Mgr Jean-Marie Lovey, évêque de Sion, représentera la Conférence des évêques suisses (CES) au Synode sur la famille qui s’ouvre demain à Rome. Pour Mgr Lovey (Keystone), le synode est avant tout une expérience où les évêques sont invités à s’écouter les uns les autres et à écouter l’Esprit-Saint. Le but ultime est de conduire les familles vers Jésus. Rencontre.

Quels sont vos sentiments à la veille du Synode sur la famille où vous allez représenter la Conférence des évêques suisses?

Jean-Marie Lovey: Ce sera une expérience forte de l’universalité de l’Eglise. A titre d’exemple, il y a 16 nouveaux évêques du Brésil; 10 de Pologne, 7 du Mexique, 7 Ukrainiens de rite grec-uniate parmi lesquels le plus jeune évêque du monde, âgé de 38 ans! La rencontre avec un évêque de Syrie nous met tous en prise directe avec les situations d’une brûlante actualité.

Quelle est la famille idéale pour vous?

L’écrivain Paul Claudel disait à un de ses amis: «Si tu rencontres une famille idéale, appelle-moi, même la nuit.» Les familles parfaites n’existent pas. Cependant, je rends grâce à Dieu pour les familles où l’on s’aime. Où des êtres humains, dans le respect de leur différence et l’unicité de leur vocation propre, sont capables de mettre en place des conditions où la vie peut être accueillie, respectée, nourrie et partagée.

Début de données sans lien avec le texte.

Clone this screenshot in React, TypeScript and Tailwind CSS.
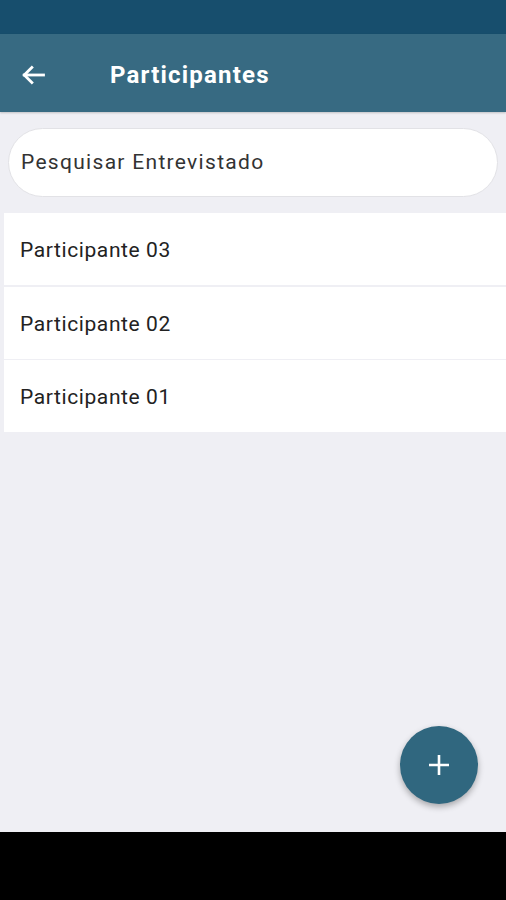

De nouveaux modèles de famille comme la famille recomposée ou la famille dont les «parents» sont du même sexe se forment. Qu’en faire?

Nous avons à accompagner pastoralement les personnes, sans peur de montrer le chemin de l’Evangile qui est exigeant. Le Christ le fait sans cesse dans l’Evangile, en appelant au dépassement de soi. Cela sans accabler celui qui ne le pourrait pas.